I mean choosing between something like either “time/semesterly tested”, “testing” or “experimental” software packages seems more straight forward. (Even as long as this is a global selection of a “suite”, not yet a per package channel, as with the nix or guix package managers.)
The pureos release will be the same for x86 and for the librem5?
We arrange PureOS into “suites” called ‘green’ and ‘amber’. We do this so that we can collate packages for different devices and to have different policies for packages. For example, the ‘amber’ suite (naming is arbitrary) is going track stable updates. We have a different suite for the Librem 5 though it is the same OS. The reason we have a different suite is because we have different hardware on the phone - the phone is ARM v8 while the laptop uses x86 architecture. We’re also using a kernel device tree specific to our device and we need to accompanying kernel and toolchain to go with it.
Naming is only arbitrary for computers, for us it could be much better understandable if you provide some information within the name.
As it seems, the “amber” suite could really be called more precisely time-tested, if it contains software packages in versions that tuck along over time, under their individual schedules (instead of say “semesterly tested”). A longer description: Upstream stable releases in packages that build successfully, and have been tested to work. (Also accommodates for cases in which the apt system is not able to install or upgrade the dependencies required for a newer available release.)
I definitely would vote for a rolling release… I’ve always used rolling releases and have never had an issue with them, with a stable releases I constantly have to compile my own software as the versions in the repo are extremely old. For servers/public hosts though I would understand why stable would be a good choice.
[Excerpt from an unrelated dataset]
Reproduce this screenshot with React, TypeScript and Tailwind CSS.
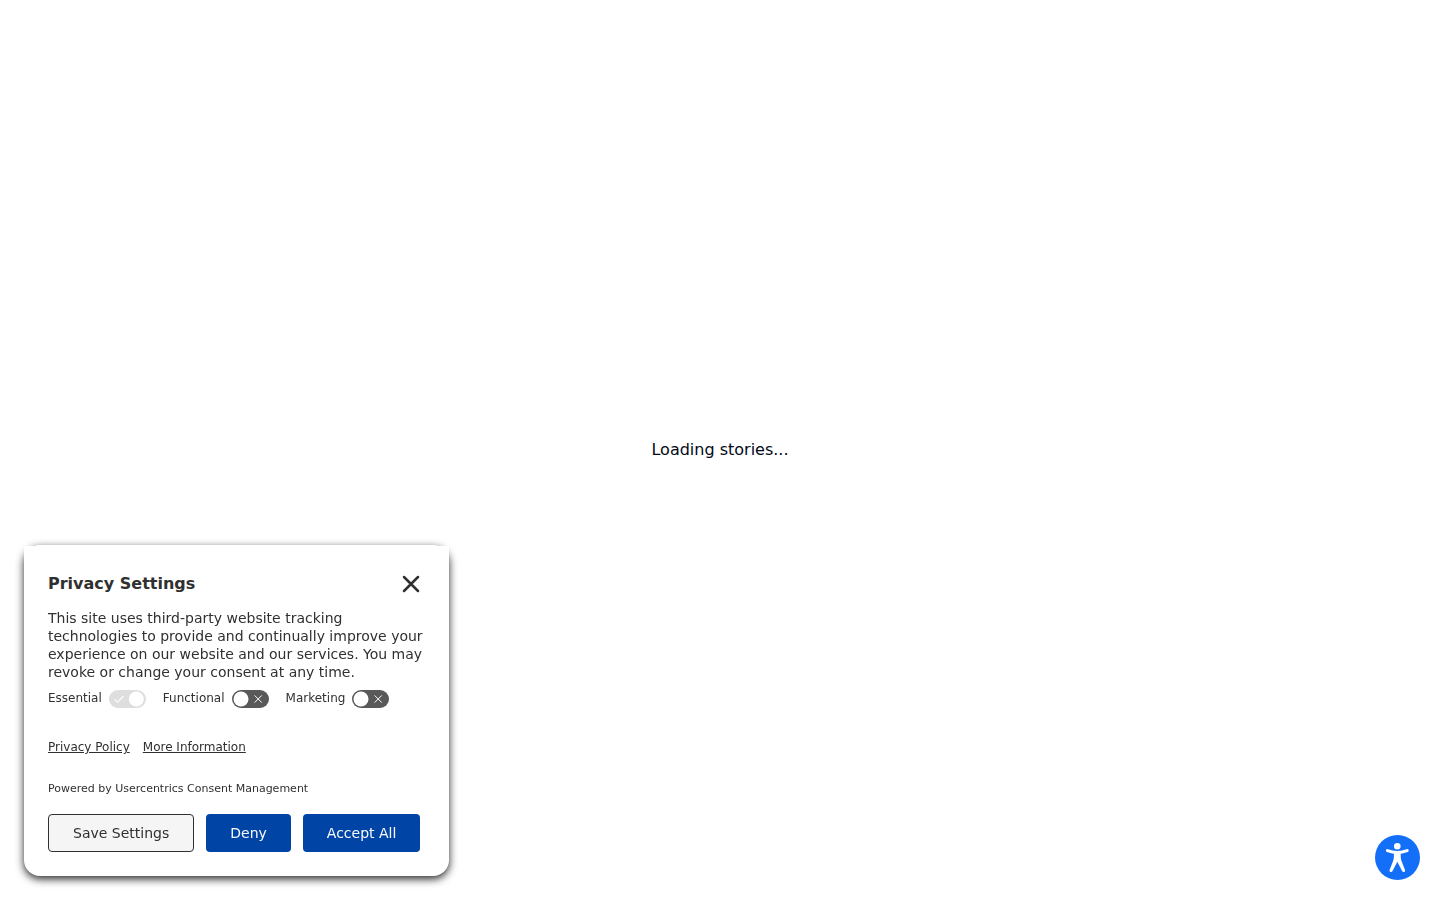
import { useState } from 'react';

type Category = {
  id: string;
  label: string;
  required?: boolean;
};

const CATEGORIES: Category[] = [
  { id: 'essential', label: 'Essential', required: true },
  { id: 'functional', label: 'Functional' },
  { id: 'marketing', label: 'Marketing' },
];

function ConsentToggle({ category }: { category: Category }) {
  const [checked, setChecked] = useState(Boolean(category.required));
  const track = category.required ? 'bg-[#dedede]' : 'bg-[#595959]';

  return (
    <label htmlFor={category.id} className="flex items-center gap-[7px] text-xs">
      <span className="pb-0.5">{category.label}</span>
      <span className={`relative flex h-[18px] w-[37px] items-center rounded-full ${track}`}>
        <input
          id={category.id}
          type="checkbox"
          checked={checked}
          disabled={category.required}
          onChange={(e) => setChecked(e.target.checked)}
          className="absolute inset-0 h-full w-full cursor-pointer opacity-0 disabled:cursor-default"
        />
        <svg viewBox="0 0 37 18" className="pointer-events-none h-full w-full" fill="none" aria-hidden>
          {checked ? (
            <>
              <path d="M5.5 9.3l3 3 6-6.3" stroke="#fff" strokeWidth="1.1" />
              <circle cx="27.3" cy="9" r="7.5" fill="#fff" />
            </>
          ) : (
            <>
              <circle cx="9" cy="9" r="7.5" fill="#fff" />
              <path d="M22.6 5.4l7.2 7.2M29.8 5.4l-7.2 7.2" stroke="#fff" strokeWidth="1" />
            </>
          )}
        </svg>
      </span>
    </label>
  );
}

function PrivacyDialog({ onClose }: { onClose: () => void }) {
  return (
    <section
      role="dialog"
      aria-labelledby="privacy-title"
      className="fixed bottom-6 left-6 w-[425px] max-w-[calc(100%-48px)] rounded-2xl bg-white pt-px text-[#303030] shadow-[0_3px_8px_rgba(0,0,0,0.85)]"
    >
      {/* the header keeps its square corners over the rounded card */}
      <header className="flex items-center justify-between bg-white px-6 pt-6">
        <h2 id="privacy-title" className="text-base leading-7 font-bold">
          Privacy Settings
        </h2>
        <button type="button" aria-label="Close" onClick={onClose} className="flex h-7 w-7 items-center justify-center">
          <svg viewBox="0 0 18 18" className="h-[18px] w-[18px]" fill="none" aria-hidden>
            <path d="M2 2l14 14M16 2L2 16" stroke="#303030" strokeWidth="2.5" strokeLinecap="round" />
          </svg>
        </button>
      </header>

      <div className="px-6 pb-6">
        <p className="mt-[11px] text-sm leading-[18px]">
          This site uses third-party website tracking technologies to provide and continually improve your
          experience on our website and our services. You may revoke or change your consent at any time.
        </p>

        <div className="mt-[9px] flex flex-wrap gap-x-[17px] gap-y-2">
          {CATEGORIES.map((category) => (
            <ConsentToggle key={category.id} category={category} />
          ))}
        </div>

        <nav className="mt-[31px] flex gap-[13px] text-xs">
          <a href="#privacy-policy" className="underline">
            Privacy Policy
          </a>
          <a href="#more-information" className="underline">
            More Information
          </a>
        </nav>

        <p className="mt-[26px] text-[11px] leading-4">Powered by Usercentrics Consent Management</p>

        <div className="mt-[17px] flex gap-3 text-sm">
          <button type="button" onClick={onClose} className="h-[38px] rounded border border-[#303030] bg-[#f5f5f5] px-6">
            Save Settings
          </button>
          <button type="button" onClick={onClose} className="h-[38px] rounded bg-[#0045a5] px-6 text-[#fafafa]">
            Deny
          </button>
          <button type="button" onClick={onClose} className="h-[38px] rounded bg-[#0045a5] px-6 text-[#fafafa]">
            Accept All
          </button>
        </div>
      </div>
    </section>
  );
}

function AccessibilityButton() {
  return (
    <button
      type="button"
      aria-label="Open accessibility menu"
      className="fixed right-5 bottom-5 flex h-[45px] w-[45px] items-center justify-center rounded-full bg-[#146ff8]"
    >
      <svg viewBox="0 0 45 45" className="h-full w-full" fill="none" stroke="#fff" aria-hidden>
        <circle cx="22.3" cy="11.3" r="3.3" fill="#fff" stroke="none" />
        <path d="M12.4 15.6c6.6 2.4 13.2 2.4 19.8 0" strokeWidth="3" strokeLinecap="round" />
        <path
          d="M18.9 16.5h6.8v5.2c0 1.9.5 3.6 1.2 5.4l3.1 7.8c.7 1.9-2 3-2.9 1.200l-4.8-9.300-4.800 9.300c-.9 1.800-3.600.7-2.900-1.200l3.100-7.800c.7-1.800 1.200-3.500 1.200-5.400z"
          fill="#fff"
          stroke="none"
        />
      </svg>
    </button>
  );
}

export default function App() {
  const [open, setOpen] = useState(true);

  return (
    <div className="min-h-screen bg-white font-['DejaVu_Sans',sans-serif] text-[#020817]">
      <main className="flex min-h-screen items-center justify-center">
        <p>Loading stories...</p>
      </main>
      {open && <PrivacyDialog onClose={() => setOpen(false)} />}
      <AccessibilityButton />
    </div>
  );
}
I’m happy to hear that rolling will still be an option, it seems like that would be the best idea, having multiple choices such as debian. I personally think the names are good, and it seems to keep in line with other distros, using codewords etc. I’ve always been able to keep track of versions and stable/testing repos based on names like debian’s (stretch, buster, sid, etc.).
I am hoping the rolling release will be made closer to debian’s unstable repo however, as from what I understand the testing suite is frozen for periods of time. I’m not 100% sure if it’s related as I haven’t looked into it much, but the only update I’ve seen in a few weeks has been purebrowser.
Oh, I think I see where there might have been a misunderstanding with what I meant.
It’s that with a rolling release the name of it would not have to change anymore.
I think it would therefore make sense to give the rolling release a good descriptive name as well, instead of arbitrary release names. Not “stable” obviously. Using “stable” is also not so good to name “long term support” LTS releases, as “stable” is easily mixed up with runtime stability, and kind of suggests instability for other releases.
So, there could be three names describing the package state and release process:
experimental / testing / time-tested (rolling “stable release” versions from upstream)
If there are further, more static, long term support releases, these could be named for example:
LTS 2020-26, LTS 2025-31 etc.
I see what you’re saying. I can see how that could be helpful in certain situations.
I’ve noticed today that the base-files update just changed my apt sources.list and switched everyone over to amber. I see that this suite has many ‘security updates’ that aren’t available in green. I’m not sure whats going on, does this mean the packages in green are currently not secure? Is it safe to upgrade the packages with the ‘security upgrades’ if I am planning on staying with a rolling release?
I am wondering now if amber will be prioritized over the rolling release…
I see a lot of high priority security updates that aren’t available in green
We’re merely changing the distribution suite name from green to amber and we’re adding an additional security and update suite. These suites will receive extra security attention.
There will be a new rolling release announced soon which one can switch to if one prefers.
I see that makes sense, good to hear, thank you.
Gives better delta and (from my experience) is better protected from circular dependencies.
I have never managed to update properly/seamlessly release-to-release, starting from redhat4 (yes, 1996). But never had problems with arch (even recovering several years old image and running pacman -Syu on it).
I think PureOS rolling could be rebased on a tested and tried rolling Debian-derivative: Kali. They do a bunch of the testing already.
I have been critical of the update process and slow security updates.
As a “former” developer, I can guess it was a time-consuming, difficult effort to create these different releases. Thanks to the Purism staff for trying to please all of us!